Just like the governor and other critics of the proposal, Gourley believes the designation of the marine monument will stop recreational and commercial fishing, as well as any attempt at oil, gas, and mineral extraction.
Angelo Villagomez, CNMI coordinator of Pew Environment Group, says waters around the northernmost islands have not provided a penny of economic benefit to CNMI to-date.
“If there were commercially valuable stocks of fish in those waters, someone over the past few decades would have started a viable fishery,” he told ISLANDS BUSINESS.
He adds that mining, while a speculative possibility, suffers from two flaws: commercial deep-sea mining is not currently being done anywhere in the world and the proposed monument is in federal, not CNMI, waters.

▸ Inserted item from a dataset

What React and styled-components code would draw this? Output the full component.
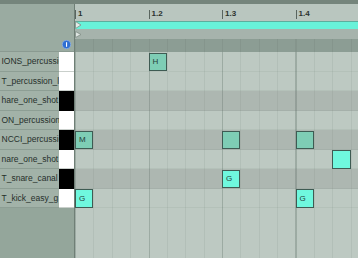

There are also those who oppose the marine monument proposal just because they are suspicious of anything that has to do with the federal government, according to Villagomez.
Because of a measure recently signed by Bush, the federal government will take control of CNMI immigration as early as June 2009.
“That attitude means it doesn’t matter whether or not a proposal is beneficial.
For those opposed to working with the federal government, even a terrific opportunity will be attacked,” Villagomez says.
Political agenda? Gourley says his opposition is also partly because he believes the true intention of the proposal is to further the political agendas of the Pew Charitable Trusts and Bush.
“The proposed Pew monument is really all about US mainland politics, not conservation and not the CNMI.
This is the underlying reason why Pew is pushing so hard for CNMI to make a decision before President Bush leaves office in January 2009,” he told ISLANDS BUSINESS.
But Pete A. Tenorio, CNMI’s representative to Washington, DC, called on the community to look at the merits of the marine monument proposal instead of focusing on the group behind it.
“We need to stop focusing on Pew and seriously start talking among ourselves about what resources we have and how best to economically utilize as well as protect them for us now living and for future generations,” he said in a statement.
Nevertheless, Tenorio backs continued dialogue with the federal government on Pew’s proposal. He said he had been assured by the President’s Council on Environmental Quality that Bush would only create a national monument if the people of the commonwealth asked him to do so.
Tenorio, who is contesting to be CNMI’s first delegate to the US Congress, added that heritage protection and economic exploitation are compatible given the right policies.
Northern Islands Mayor Valentin I. Taisakan, in a June 6 letter to Bush, asked him to delay for six years any proposal to establish a national marine monument in the CNMI.